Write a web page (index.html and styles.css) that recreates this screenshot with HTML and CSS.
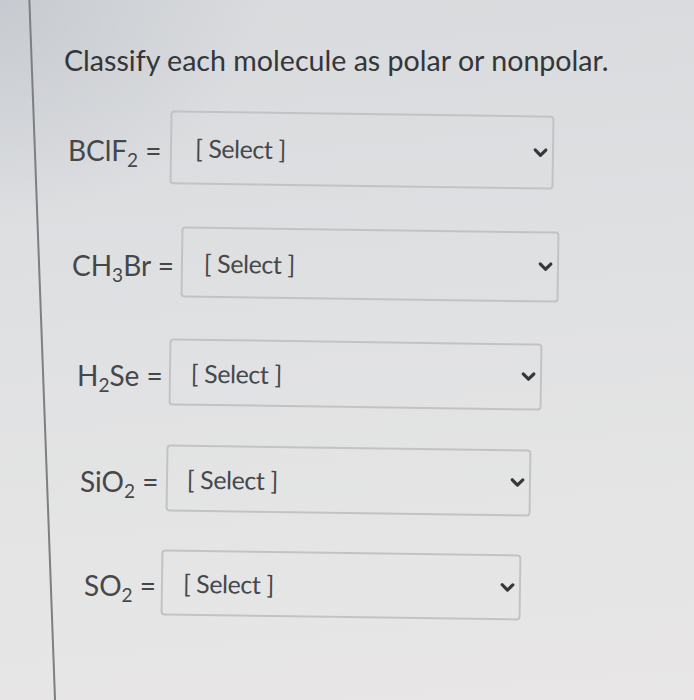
FILE: index.html
```html
<!DOCTYPE html>
<html lang="en">
<head>
<meta charset="utf-8">
<title>Classify each molecule</title>
<link rel="stylesheet" href="styles.css">
</head>
<body>
<main class="panel">
  <h1 class="title">Classify each molecule as polar or nonpolar.</h1>
  <div class="rows">
    <div class="row r1">
      <span class="label">BClF<sub>2</sub> =</span>
      <div class="select"><span class="value">[ Select ]</span><svg class="chev" viewBox="0 0 15 11" width="15" height="11"><path d="M2.2 2.5 L7.5 7.8 L12.8 2.5"/></svg></div>
    </div>
    <div class="row r2">
      <span class="label">CH<sub>3</sub>Br =</span>
      <div class="select"><span class="value">[ Select ]</span><svg class="chev" viewBox="0 0 15 11" width="15" height="11"><path d="M2.2 2.5 L7.5 7.8 L12.8 2.5"/></svg></div>
    </div>
    <div class="row r3">
      <span class="label">H<sub>2</sub>Se =</span>
      <div class="select"><span class="value">[ Select ]</span><svg class="chev" viewBox="0 0 15 11" width="15" height="11"><path d="M2.2 2.5 L7.5 7.8 L12.8 2.5"/></svg></div>
    </div>
    <div class="row r4">
      <span class="label">SiO<sub>2</sub> =</span>
      <div class="select"><span class="value">[ Select ]</span><svg class="chev" viewBox="0 0 15 11" width="15" height="11"><path d="M2.2 2.5 L7.5 7.8 L12.8 2.5"/></svg></div>
    </div>
    <div class="row r5">
      <span class="label">SO<sub>2</sub> =</span>
      <div class="select"><span class="value">[ Select ]</span><svg class="chev" viewBox="0 0 15 11" width="15" height="11"><path d="M2.2 2.5 L7.5 7.8 L12.8 2.5"/></svg></div>
    </div>
  </div>
</main>
</body>
</html>
```

FILE: styles.css
```css
html, body {
  margin: 0;
  padding: 0;
}
body {
  width: 694px;
  height: 700px;
  overflow: hidden;
  font-family: Lato, "Open Sans", sans-serif;
  background:
    radial-gradient(ellipse 260px 220px at 0 0, rgba(196, 200, 206, 0.85), rgba(196, 200, 206, 0) 100%),
    linear-gradient(175deg, #d8dadd 0%, #dfe0e2 40%, #e5e5e5 75%, #e8e6e6 100%);
}
.panel {
  position: relative;
  height: 700px;
  padding-top: 38px;
  box-sizing: border-box;
}
.panel::before {
  content: "";
  position: absolute;
  left: 28px;
  top: -10px;
  width: 1.5px;
  height: 740px;
  background: #7d7f82;
  transform-origin: top left;
  transform: rotate(-2.1deg);
}
.title {
  margin: 0 0 0 64px;
  font-size: 28.6px;
  line-height: 44px;
  font-weight: 400;
  color: #343639;
}
.rows {
  display: flex;
  flex-direction: column;
  margin-top: 31px;
}
.row {
  display: flex;
  align-items: center;
  padding-left: var(--x);
}
.label {
  width: var(--lw);
  flex: none;
  font-size: 28px;
  color: #45474a;
  white-space: nowrap;
}
.label sub {
  font-size: 0.68em;
  vertical-align: -0.33em;
  line-height: 0;
}
.select {
  width: var(--bw);
  height: var(--bh);
  box-sizing: border-box;
  border: 2px solid #c2c3c5;
  border-radius: 4px;
  display: flex;
  align-items: center;
  justify-content: space-between;
  padding: 0 4px 0 var(--tp);
  transform: rotate(0.8deg);
}
.value {
  font-size: 25px;
  letter-spacing: -0.4px;
  color: #46484b;
}
.chev path {
  fill: none;
  stroke: #35373a;
  stroke-width: 3.2;
  stroke-linecap: round;
  stroke-linejoin: round;
}
.r1 { --x: 68px; --lw: 102px; --bw: 384px; --bh: 74px; --tp: 23px; }
.r2 { --x: 72px; --lw: 109px; --bw: 378px; --bh: 71px; --tp: 21px; margin-top: 42px; }
.r3 { --x: 77px; --lw: 92px; --bw: 373px; --bh: 67px; --tp: 20px; margin-top: 41px; }
.r4 { --x: 80px; --lw: 86px; --bw: 365px; --bh: 67px; --tp: 19px; margin-top: 39px; }
.r5 { --x: 84px; --lw: 77px; --bw: 360px; --bh: 66px; --tp: 20px; margin-top: 38px; }
```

(Given request)
All of the data above should be quoted exactly, except for the pictures.

(Task answer)
Write a web page (index.html and styles.css) that recreates this screenshot with HTML and CSS.
FILE: index.html
```html
<!DOCTYPE html>
<html lang="en">
<head>
<meta charset="utf-8">
<title>Classify each molecule</title>
<link rel="stylesheet" href="styles.css">
</head>
<body>
<main class="panel">
  <h1 class="title">Classify each molecule as polar or nonpolar.</h1>
  <div class="rows">
    <div class="row r1">
      <span class="label">BClF<sub>2</sub> =</span>
      <div class="select"><span class="value">[ Select ]</span><svg class="chev" viewBox="0 0 15 11" width="15" height="11"><path d="M2.2 2.5 L7.5 7.8 L12.8 2.5"/></svg></div>
    </div>
    <div class="row r2">
      <span class="label">CH<sub>3</sub>Br =</span>
      <div class="select"><span class="value">[ Select ]</span><svg class="chev" viewBox="0 0 15 11" width="15" height="11"><path d="M2.2 2.5 L7.5 7.8 L12.8 2.5"/></svg></div>
    </div>
    <div class="row r3">
      <span class="label">H<sub>2</sub>Se =</span>
      <div class="select"><span class="value">[ Select ]</span><svg class="chev" viewBox="0 0 15 11" width="15" height="11"><path d="M2.2 2.5 L7.5 7.8 L12.8 2.5"/></svg></div>
    </div>
    <div class="row r4">
      <span class="label">SiO<sub>2</sub> =</span>
      <div class="select"><span class="value">[ Select ]</span><svg class="chev" viewBox="0 0 15 11" width="15" height="11"><path d="M2.2 2.5 L7.5 7.8 L12.8 2.5"/></svg></div>
    </div>
    <div class="row r5">
      <span class="label">SO<sub>2</sub> =</span>
      <div class="select"><span class="value">[ Select ]</span><svg class="chev" viewBox="0 0 15 11" width="15" height="11"><path d="M2.2 2.5 L7.5 7.8 L12.8 2.5"/></svg></div>
    </div>
  </div>
</main>
</body>
</html>
```

FILE: styles.css
```css
html, body {
  margin: 0;
  padding: 0;
}
body {
  width: 694px;
  height: 700px;
  overflow: hidden;
  font-family: Lato, "Open Sans", sans-serif;
  background:
    radial-gradient(ellipse 260px 220px at 0 0, rgba(196, 200, 206, 0.85), rgba(196, 200, 206, 0) 100%),
    linear-gradient(175deg, #d8dadd 0%, #dfe0e2 40%, #e5e5e5 75%, #e8e6e6 100%);
}
.panel {
  position: relative;
  height: 700px;
  padding-top: 38px;
  box-sizing: border-box;
}
.panel::before {
  content: "";
  position: absolute;
  left: 28px;
  top: -10px;
  width: 1.5px;
  height: 740px;
  background: #7d7f82;
  transform-origin: top left;
  transform: rotate(-2.1deg);
}
.title {
  margin: 0 0 0 64px;
  font-size: 28.6px;
  line-height: 44px;
  font-weight: 400;
  color: #343639;
}
.rows {
  display: flex;
  flex-direction: column;
  margin-top: 31px;
}
.row {
  display: flex;
  align-items: center;
  padding-left: var(--x);
}
.label {
  width: var(--lw);
  flex: none;
  font-size: 28px;
  color: #45474a;
  white-space: nowrap;
}
.label sub {
  font-size: 0.68em;
  vertical-align: -0.33em;
  line-height: 0;
}
.select {
  width: var(--bw);
  height: var(--bh);
  box-sizing: border-box;
  border: 2px solid #c2c3c5;
  border-radius: 4px;
  display: flex;
  align-items: center;
  justify-content: space-between;
  padding: 0 4px 0 var(--tp);
  transform: rotate(0.8deg);
}
.value {
  font-size: 25px;
  letter-spacing: -0.4px;
  color: #46484b;
}
.chev path {
  fill: none;
  stroke: #35373a;
  stroke-width: 3.2;
  stroke-linecap: round;
  stroke-linejoin: round;
}
.r1 { --x: 68px; --lw: 102px; --bw: 384px; --bh: 74px; --tp: 23px; }
.r2 { --x: 72px; --lw: 109px; --bw: 378px; --bh: 71px; --tp: 21px; margin-top: 42px; }
.r3 { --x: 77px; --lw: 92px; --bw: 373px; --bh: 67px; --tp: 20px; margin-top: 41px; }
.r4 { --x: 80px; --lw: 86px; --bw: 365px; --bh: 67px; --tp: 19px; margin-top: 39px; }
.r5 { --x: 84px; --lw: 77px; --bw: 360px; --bh: 66px; --tp: 20px; margin-top: 38px; }
```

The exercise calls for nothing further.